Donde habita el olvido

¿Hasta cuándo tiene vida una casa sin personas?

 Acabas de volver al lugar donde hiciste tu vida. Aquí has nacido y crecido, has hecho hijos, los has amamantado y criado. Has cocinado durante tres mil horas y te ha dado tiempo a discutir y reír. Un sitio hostil y también acogedor donde has hecho el amor a tu manera. Compraste una telefunken y hasta pusiste un teléfono con tarifa a pasos. Te has partido los riñones en la huerta, picando leña y cuando acababas te recostabas en un escañil con dos cojines.

Una estancia que puede ser cocina y salón. Un lugar atemporal y caduco donde solo se filtra por el oeste la luz de un sol mortecino que te anuncia que son las 19.32 y que esta casa, definitivamente, se acaba hoy.

No sabemos cómo llegó ese santo a la pared y esa percha es desconcertante. No hay nada que orbite en torno a esa silla. Tus nietos no han sabido qué hacer con la rinconera y queda un periódico por el suelo que se libró de la lumbre. Ahora vienen a comprarte 147 metros cuadrados repartidos en  algo más de dos plantas. El arraigo que tienes a estas cuatro paredes te lo llevas puesto en la cabeza. Ya han cumplido su función. Te llevas fotos; una en tono sepia de un día que pasó el médico para certificar lo sana y hermosa que nació tu hija, y otra de la matanza del chon más grande que tu marido alimentó.

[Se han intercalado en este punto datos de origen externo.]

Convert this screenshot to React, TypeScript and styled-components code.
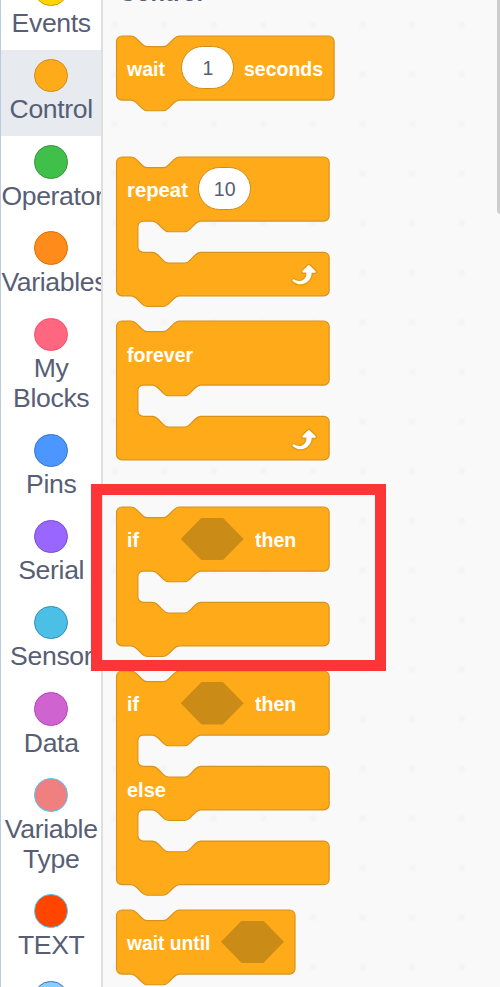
import React from "react";
import styled, { createGlobalStyle } from "styled-components";

const UNIT = 1.335;

const GlobalStyle = createGlobalStyle`
  * { box-sizing: border-box; }
  body { margin: 0; overflow: hidden; font-family: "Liberation Sans", Arial, sans-serif; }
`;

const Editor = styled.div`
  position: relative;
  display: flex;
  width: 500px;
  height: 987px;
  overflow: hidden;
  background: #f9f9f9;
`;

const Sidebar = styled.nav`
  flex: none;
  width: 103px;
  height: 987px;
  overflow: hidden;
  background: #fff;
  border-left: 1.6px solid #bccae0;
  border-right: 2px solid #dfdfe0;
`;

const CategoryList = styled.div`
  display: flex;
  flex-direction: column;
  margin-top: -36.6px;
`;

const Category = styled.div<{ $active?: boolean }>`
  flex: none;
  padding: 9.4px 0 10.5px;
  background: ${(p) => (p.$active ? "#e7ebf0" : "transparent")};
`;

const Bubble = styled.div<{ $fill: string; $ring: string }>`
  width: 33.4px;
  height: 33.4px;
  margin: 0 auto;
  border-radius: 50%;
  background: ${(p) => p.$fill};
  border: 1.6px solid ${(p) => p.$ring};
`;

const CategoryName = styled.div`
  margin-top: 3px;
  padding-left: 0.4px;
  font-size: 26.6px;
  line-height: 29.9px;
  letter-spacing: -0.35px;
  text-align: center;
  color: #575e75;
`;

const Flyout = styled.main`
  flex: 1;
  display: flex;
  flex-direction: column;
  align-items: flex-start;
  padding-left: 13px;
  background-image: radial-gradient(circle, #f4f4f4 0 1.5px, #f7f7f7 3px, transparent 6px);
  background-size: 49.6px 49.6px;
  background-position: -13px 0;
`;

const Heading = styled.h2`
  flex: none;
  height: 30px;
  margin: -20px 0 25.6px;
  padding-left: 3px;
  font-size: 23.7px;
  line-height: 27px;
  font-weight: bold;
  color: #575e75;
`;

const BlockFrame = styled.div<{ $width: number; $rows: number; $after: number }>`
  position: relative;
  flex: none;
  display: flex;
  flex-direction: column;
  width: ${(p) => p.$width}px;
  height: ${(p) => p.$rows * UNIT}px;
  margin-bottom: ${(p) => p.$after}px;
`;

const Shape = styled.svg`
  position: absolute;
  inset: 0;
  width: 100%;
  height: 100%;
  overflow: visible;
  path {
    fill: #ffab19;
    stroke: #d7921b;
    stroke-width: 0.85;
  }
`;

const Row = styled.div<{ $units: number; $end?: boolean }>`
  position: relative;
  display: flex;
  align-items: center;
  justify-content: ${(p) => (p.$end ? "flex-end" : "flex-start")};
  height: ${(p) => p.$units * UNIT}px;
  padding: 0 10.4px 0 11px;
`;

const Mouth = styled.div`
  height: ${24 * UNIT}px;
`;

const Label = styled.span<{ $width: number; $stretch?: number }>`
  flex: none;
  width: ${(p) => p.$width}px;
  margin-top: 2.4px;
  font-size: 20.6px;
  line-height: 24px;
  font-weight: bold;
  white-space: nowrap;
  color: #fff;
  transform: scaleX(${(p) => p.$stretch ?? 0.946});
  transform-origin: left;
`;

const NumberInput = styled.span`
  flex: none;
  display: flex;
  align-items: center;
  justify-content: center;
  width: 53px;
  height: 43px;
  margin-right: 10px;
  border: 1.3px solid #cf8b17;
  border-radius: 22px;
  background: #fff;
  font-size: 21px;
  color: #575e75;
  span { transform: scaleX(0.93); }
`;

const HexSlot = styled.span`
  flex: none;
  width: 63px;
  height: 42.6px;
  margin-right: 11px;
  background: #cb8c17;
  clip-path: polygon(0 50%, 33% 0, 67% 0, 100% 50%, 67% 100%, 33% 100%);
`;

const ArrowSvg = styled.svg`
  width: ${24 * UNIT}px;
  height: ${24 * UNIT}px;
`;

const Highlight = styled.div`
  position: absolute;
  left: 91px;
  top: 484px;
  width: 295px;
  height: 187px;
  border: 11px solid #fc3537;
`;

const Scrollbar = styled.div`
  position: absolute;
  right: -5px;
  top: -8px;
  width: 8px;
  height: 222px;
  border-radius: 4px;
  background: #cdcdce;
`;

const NOTCH = "c2,0 3,1 4,2l4,4c1,1 2,2 4,2h12c2,0 3,-1 4,-2l4,-4c1,-1 2,-2 4,-2";
const TAB = "c-2,0 -3,1 -4,2l-4,4c-1,1 -2,2 -4,2h-12c-2,0 -3,-1 -4,-2l-4,-4c-1,-1 -2,-2 -4,-2";

// Builds a block outline: a head row, then one mouth and arm for every 24/32 unit pair.
function outline(width: number, mouths: number, closed: boolean) {
  let d = `M0,4A4,4 0 0,1 4,0H11${NOTCH}H${width - 4}a4,4 0 0,1 4,4v40a4,4 0 0,1 -4,4`;
  for (let i = 0; i < mouths; i++) {
    d += `H63${TAB}h-7a4,4 0 0,0 -4,4v15.4a4,4 0 0,0 4,4h7${NOTCH}H${width - 4}a4,4 0 0,1 4,4v24.6a4,4 0 0,1 -4,4`;
  }
  return d + (closed ? "" : `H47${TAB}`) + "H4a4,4 0 0,1 -4,-4z";
}

interface BlockProps {
  units: number;
  mouths?: number;
  closed?: boolean;
  after: number;
  children: React.ReactNode;
}

function Block({ units, mouths = 0, closed = false, after, children }: BlockProps) {
  const rows = 48 + mouths * 56;
  return (
    <BlockFrame $width={units * UNIT} $rows={rows} $after={after}>
      <Shape viewBox={`-0.4 0 ${units} ${rows}`}>
        <path d={outline(units, mouths, closed)} />
      </Shape>
      {children}
    </BlockFrame>
  );
}

function LoopArrow() {
  return (
    <ArrowSvg viewBox="0 0 24 24">
      <path fill="#e0981a" d="M23.3,11c-0.3,0.6-0.9,1-1.5,1h-1.6c-0.1,1.3-0.5,2.5-1.1,3.6c-0.9,1.7-2.3,3.2-4.1,4.1c-1.7,0.9-3.6,1.2-5.5,0.9c-1.8-0.3-3.5-1.1-4.9-2.3c-0.7-0.7-0.7-1.9,0-2.6c0.6-0.6,1.6-0.7,2.3-0.2H7c0.9,0.6,1.9,0.9,2.9,0.9s1.9-0.3,2.7-0.9c1.1-0.8,1.8-2.1,1.8-3.5h-1.5c-0.9,0-1.7-0.7-1.7-1.7c0-0.4,0.2-0.9,0.5-1.2l4.4-4.4c0.7-0.6,1.7-0.6,2.4,0L23,9.2C23.5,9.7,23.6,10.4,23.3,11z" />
      <path fill="#fff" d="M21.8,11h-2.6c0,1.5-0.3,2.9-1,4.2c-0.8,1.6-2.1,2.8-3.7,3.6c-1.5,0.8-3.3,1.1-4.9,0.8c-1.6-0.2-3.2-1-4.4-2.1c-0.4-0.3-0.4-0.9-0.1-1.2c0.3-0.4,0.9-0.4,1.2-0.1c1,0.7,2.2,1.1,3.4,1.1s2.3-0.3,3.3-1c0.9-0.6,1.6-1.5,2-2.6c0.3-0.9,0.4-1.8,0.2-2.8h-2.4c-0.4,0-0.7-0.3-0.7-0.7c0-0.2,0.1-0.3,0.2-0.4l4.4-4.4c0.3-0.3,0.7-0.3,0.9,0L22,9.8c0.3,0.3,0.4,0.6,0.3,0.9S22,11,21.8,11z" />
    </ArrowSvg>
  );
}

const categories = [
  { name: "Events", fill: "#ffd500", ring: "#cc9900" },
  { name: "Control", fill: "#ffab19", ring: "#cf8b17", active: true },
  { name: "Operators", fill: "#40bf4a", ring: "#389438" },
  { name: "Variables", fill: "#ff8c1a", ring: "#db6e00" },
  { name: "My Blocks", fill: "#ff6680", ring: "#ff4d6a" },
  { name: "Pins", fill: "#4c97ff", ring: "#3373cc" },
  { name: "Serial", fill: "#9966ff", ring: "#774dcb" },
  { name: "Sensor", fill: "#4cbfe6", ring: "#2e8eb8" },
  { name: "Data", fill: "#cf63cf", ring: "#bd42bd" },
  { name: "Variable Type", fill: "#f08080", ring: "#42ccff" },
  { name: "TEXT", fill: "#ff4500", ring: "#42ccff" },
  { name: "", fill: "#87cefa", ring: "#3373cc" },
];

export default function App() {
  return (
    <Editor>
      <GlobalStyle />
      <Sidebar>
        <CategoryList>
          {categories.map((c) => (
            <Category key={c.fill} $active={c.active}>
              <Bubble $fill={c.fill} $ring={c.ring} />
              <CategoryName>{c.name}</CategoryName>
            </Category>
          ))}
        </CategoryList>
      </Sidebar>
      <Flyout>
        <Heading>Control</Heading>
        <Block units={163} after={57.2}>
          <Row $units={48}>
            <Label $width={54}>wait</Label>
            <NumberInput><span>1</span></NumberInput>
            <Label $width={80}>seconds</Label>
          </Row>
        </Block>
        <Block units={159.3} mouths={1} after={25.6}>
          <Row $units={48}>
            <Label $width={71} $stretch={0.985}>repeat</Label>
            <NumberInput><span>10</span></NumberInput>
          </Row>
          <Mouth />
          <Row $units={32} $end><LoopArrow /></Row>
        </Block>
        <Block units={159.3} mouths={1} closed after={46.8}>
          <Row $units={48}><Label $width={70}>forever</Label></Row>
          <Mouth />
          <Row $units={32} $end><LoopArrow /></Row>
        </Block>
        <Block units={159.3} mouths={1} after={25.5}>
          <Row $units={48}>
            <Label $width={53.7}>if</Label>
            <HexSlot />
            <Label $width={50}>then</Label>
          </Row>
        </Block>
        <Block units={159.3} mouths={2} after={25}>
          <Row $units={48}>
            <Label $width={53.7}>if</Label>
            <HexSlot />
            <Label $width={50}>then</Label>
          </Row>
          <Mouth />
          <Row $units={32}><Label $width={50} $stretch={0.97}>else</Label></Row>
        </Block>
        <Block units={133.7} after={0}>
          <Row $units={48}>
            <Label $width={94} $stretch={0.935}>wait until</Label>
            <HexSlot />
          </Row>
        </Block>
      </Flyout>
      <Highlight />
      <Scrollbar />
    </Editor>
  );
}
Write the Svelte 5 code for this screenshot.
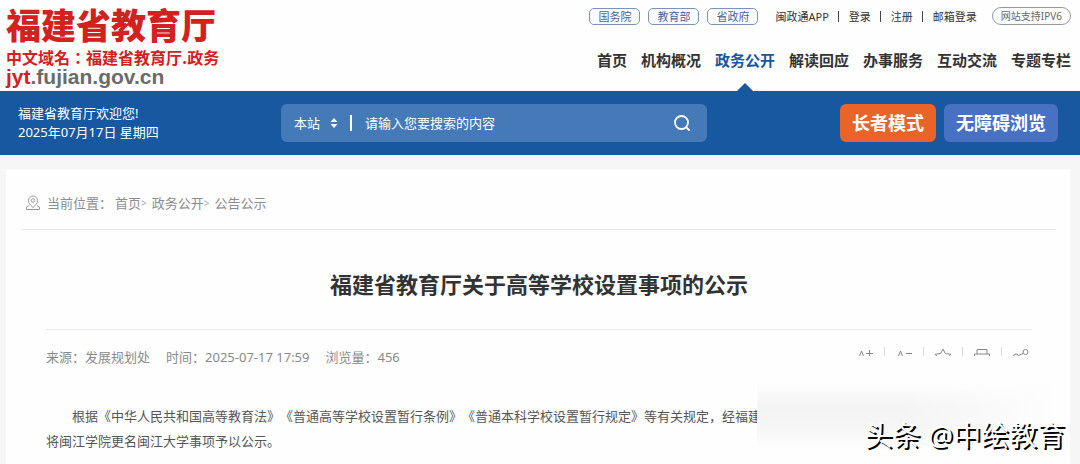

Mañana la tirarán. Será huerta, jardín, un choco o un garaje. Tu obra no desaparecerá, se transformará. El cargadero de sillería es una obra de arte; dice que fue labrado en 1913. Lo conservarán para darle abolengo. Cedes el testigo de la piedra al pladur.

Se escurre tu impronta por las vigas acuchilladas. Has aguantado más que los muros. Lo has hecho muy bien. Sal ya. No hace falta que cierres con llave. Despídete. Llévate lo que queda del amor al que canta Sabina y sobre el que escribe Cernuda. Gracias por habitar.